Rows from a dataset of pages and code
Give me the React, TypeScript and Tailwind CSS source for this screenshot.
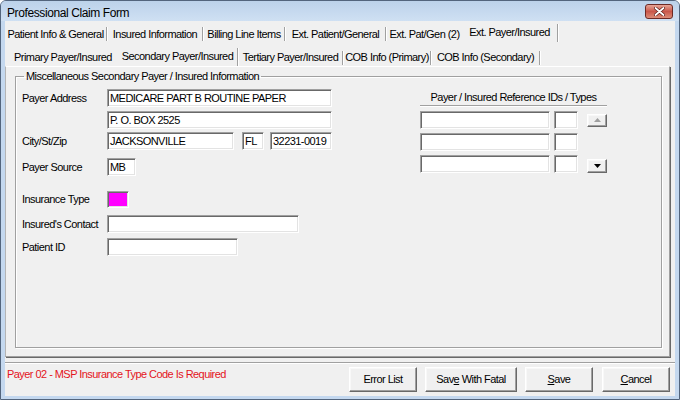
import React from 'react';

const sunken =
  'border border-t-[#a0a0a0] border-l-[#a0a0a0] border-b-white border-r-white shadow-[inset_1px_1px_0_#696969,inset_-1px_-1px_0_#e3e3e3]';

const raised =
  'bg-[#f0f0f0] border border-t-white border-l-white border-b-[#696969] border-r-[#696969] shadow-[inset_-1px_-1px_0_#a0a0a0,inset_1px_1px_0_#f8f8f8]';

type TabDef = { label: string; w: string; sep: boolean; selected?: boolean };

const outerTabs: TabDef[] = [
  { label: 'Patient Info & General', w: 'w-[101px]', sep: true },
  { label: 'Insured Information', w: 'w-[94px]', sep: true },
  { label: 'Billing Line Items', w: 'w-[80px]', sep: true },
  { label: 'Ext. Patient/General', w: 'w-[99px]', sep: true },
  { label: 'Ext. Pat/Gen (2)', w: 'w-[75px]', sep: false },
  { label: 'Ext. Payer/Insured', w: 'w-[95px]', sep: true, selected: true },
];

const innerTabs: TabDef[] = [
  { label: 'Primary Payer/Insured', w: 'w-[110px]', sep: false },
  { label: 'Secondary Payer/Insured', w: 'w-[119px]', sep: true, selected: true },
  { label: 'Tertiary Payer/Insured', w: 'w-[103px]', sep: true },
  { label: 'COB Info (Primary)', w: 'w-[86px]', sep: true },
  { label: 'COB Info (Secondary)', w: 'w-[107px]', sep: true },
];

function TabRow({ tabs }: { tabs: TabDef[] }) {
  return (
    <>
      {tabs.map((t) => (
        <React.Fragment key={t.label}>
          <div className={`${t.w} h-full flex items-center justify-center whitespace-nowrap`}>
            <span className={t.selected ? '-mt-[3px]' : ''}>{t.label}</span>
          </div>
          {t.sep && (
            <div
              className={`w-[2px] border-l border-l-[#a0a0a0] border-r border-r-white ${
                t.selected ? 'h-[18px] -mt-[2px]' : 'h-[14px]'
              }`}
            />
          )}
        </React.Fragment>
      ))}
    </>
  );
}

function Field({ w, value = '', h = 'h-[18px]', bg = 'bg-white' }: { w: string; value?: string; h?: string; bg?: string }) {
  return (
    <div className={`${w} ${h} ${bg} ${sunken} flex items-center pl-[2px] whitespace-nowrap overflow-hidden`}>
      {value}
    </div>
  );
}

function Row({ label, mt, children }: { label?: string; mt: string; children: React.ReactNode }) {
  return (
    <div className={`flex items-center ${mt}`}>
      <div className="w-[85px] shrink-0">{label}</div>
      <div className="flex items-center">{children}</div>
    </div>
  );
}

function Button({ w, children }: { w: string; children: React.ReactNode }) {
  return <div className={`${w} h-[25px] ${raised} flex items-center justify-center`}>{children}</div>;
}

export default function App() {
  return (
    <div className="w-[680px] h-[400px] flex flex-col overflow-hidden rounded-t-[6px] border border-[#53657d] bg-[#c4d8ef] font-['Liberation_Sans',Arial,sans-serif] text-[11px] leading-[13px] tracking-[-0.55px] text-black">
      {/* title bar */}
      <div className="h-[20px] shrink-0 flex items-start bg-gradient-to-b from-[#bcd2ea] to-[#cfe0f3] px-[6px]">
        <span className="mt-[5px] text-[12px] leading-[14px] tracking-[-0.4px]">Professional Claim Form</span>
        <div className="ml-auto mt-[3px] w-[28px] h-[15px] rounded-[3px] border border-[#6d2a25] bg-gradient-to-b from-[#e6a597] via-[#c9574a] to-[#dc8c78] flex items-center justify-center">
          <svg width="11" height="9" viewBox="0 0 11 9">
            <path d="M1.5 1 L9.5 8 M9.5 1 L1.5 8" stroke="#5a1a14" strokeWidth="3.2" strokeLinecap="round" />
            <path d="M1.5 1 L9.5 8 M9.5 1 L1.5 8" stroke="#fff" strokeWidth="1.8" strokeLinecap="round" />
          </svg>
        </div>
      </div>

      {/* client area */}
      <div className="flex-1 mx-[4px] mb-[3px] bg-[#f0f0f0] flex flex-col">
        <div className="mt-[3px] h-[20px] flex items-center">
          <TabRow tabs={outerTabs} />
        </div>
        <div className="mt-[5px] h-[17px] flex items-center pl-[3px]">
          <TabRow tabs={innerTabs} />
        </div>

        {/* tab panel */}
        <div className="h-[291px] mr-[5px] border border-l-[#b4b4b4] border-t-white border-r-[#a0a0a0] border-b-[#a0a0a0] shadow-[1px_1px_0_#696969] flex flex-col">
          <fieldset className="mt-[3px] ml-[9px] w-[647px] h-[278px] border border-[#a0a0a0] shadow-[inset_1px_1px_0_#fff,1px_1px_0_#fff]">
            <legend className="ml-[8px] px-[2px]">Miscellaneous Secondary Payer / Insured Information</legend>
            <div className="mt-[6px] pl-[6px] flex">
              {/* left column */}
              <div className="w-[398px] flex flex-col">
                <Row label="Payer Address" mt="mt-0">
                  <Field w="w-[225px]" value="MEDICARE PART B ROUTINE PAPER" />
                </Row>
                <Row mt="mt-[4px]">
                  <Field w="w-[225px]" value="P. O. BOX 2525" />
                </Row>
                <Row label="City/St/Zip" mt="mt-[3px]">
                  <Field w="w-[127px]" value="JACKSONVILLE" />
                  <div className="ml-[8px]">
                    <Field w="w-[22px]" value="FL" />
                  </div>
                  <div className="ml-[6px]">
                    <Field w="w-[62px]" value="32231-0019" />
                  </div>
                </Row>
                <Row label="Payer Source" mt="mt-[8px]">
                  <Field w="w-[29px]" value="MB" />
                </Row>
                <Row label="Insurance Type" mt="mt-[15px]">
                  <Field w="w-[22px]" h="h-[17px]" bg="bg-[#ff00ff]" />
                </Row>
                <Row label="Insured's Contact" mt="mt-[7px]">
                  <Field w="w-[192px]" />
                </Row>
                <Row label="Patient ID" mt="mt-[5px]">
                  <Field w="w-[131px]" />
                </Row>
              </div>

              {/* right column */}
              <div className="w-[187px] flex flex-col">
                <div className="h-[17px] flex items-center justify-center border-b border-b-[#a0a0a0] shadow-[0_1px_0_#fff]">
                  Payer / Insured Reference IDs / Types
                </div>
                <div className="mt-[5px] flex items-center">
                  <Field w="w-[130px]" />
                  <div className="ml-[4px]">
                    <Field w="w-[24px]" />
                  </div>
                  <div className={`ml-[9px] w-[20px] h-[13px] ${raised} flex items-center justify-center`}>
                    <svg width="7" height="4" viewBox="0 0 7 4">
                      <path d="M0 4 L3.5 0 L7 4 Z" fill="#a0a0a0" />
                    </svg>
                  </div>
                </div>
                <div className="mt-[4px] flex items-center">
                  <Field w="w-[130px]" />
                  <div className="ml-[4px]">
                    <Field w="w-[24px]" />
                  </div>
                </div>
                <div className="mt-[4px] flex items-end">
                  <Field w="w-[130px]" />
                  <div className="ml-[4px]">
                    <Field w="w-[24px]" />
                  </div>
                  <div className={`ml-[9px] w-[20px] h-[14px] ${raised} flex items-center justify-center`}>
                    <svg width="7" height="4" viewBox="0 0 7 4">
                      <path d="M0 0 L7 0 L3.5 4 Z" fill="#000" />
                    </svg>
                  </div>
                </div>
              </div>
            </div>
          </fieldset>
        </div>

        {/* separator */}
        <div className="mt-[5px] h-[2px] border-t border-t-[#a0a0a0] border-b border-b-white" />

        {/* bottom bar */}
        <div className="mt-[3px] flex items-start">
          <div className="pl-[2px] pt-[1px] text-[#e4141c]">Payer 02 - MSP Insurance Type Code Is Required</div>
          <div className="ml-auto mr-[5px] flex gap-[8px]">
            <Button w="w-[68px]">Error List</Button>
            <Button w="w-[92px]">
              <span>
                Sav<u>e</u> With Fatal
              </span>
            </Button>
            <div className="flex gap-[9px]">
              <Button w="w-[68px]">
                <span>
                  <u>S</u>ave
                </span>
              </Button>
              <Button w="w-[68px]">
                <span>
                  <u>C</u>ancel
                </span>
              </Button>
            </div>
          </div>
        </div>
      </div>
    </div>
  );
}
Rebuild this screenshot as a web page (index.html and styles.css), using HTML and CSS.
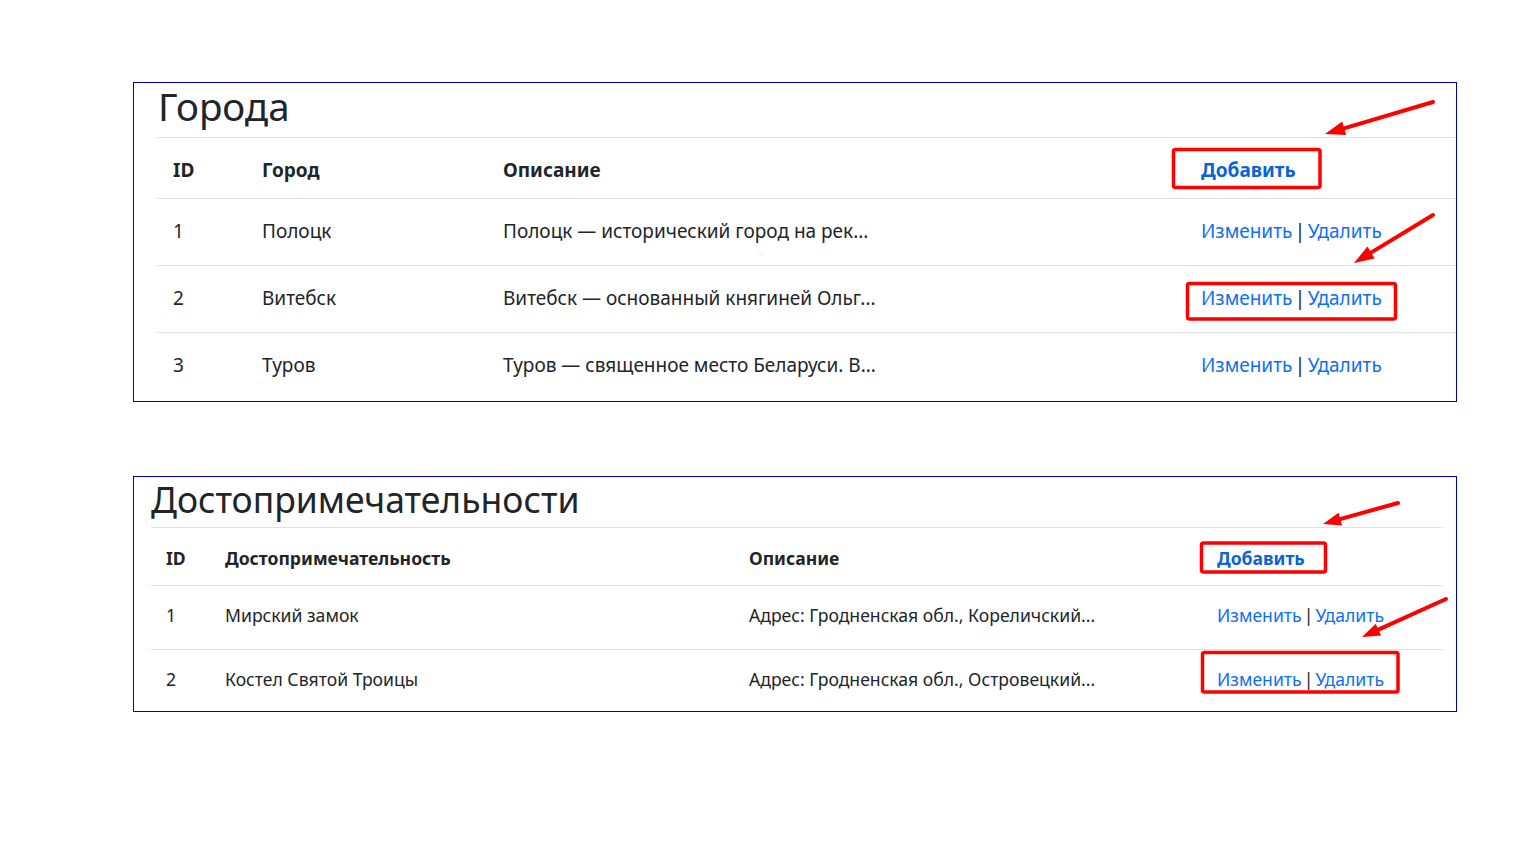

• The exercise
Transcribe exactly, with no pictures, the lines running from the first line of the material through the line holding "string; w: string;".

• Exercise solution
Give me the React, TypeScript and Tailwind CSS source for this screenshot.
import React from 'react';

const sunken =
  'border border-t-[#a0a0a0] border-l-[#a0a0a0] border-b-white border-r-white shadow-[inset_1px_1px_0_#696969,inset_-1px_-1px_0_#e3e3e3]';

const raised =
  'bg-[#f0f0f0] border border-t-white border-l-white border-b-[#696969] border-r-[#696969] shadow-[inset_-1px_-1px_0_#a0a0a0,inset_1px_1px_0_#f8f8f8]';

type TabDef = { label: string; w: string; sep: boolean; selected?: boolean };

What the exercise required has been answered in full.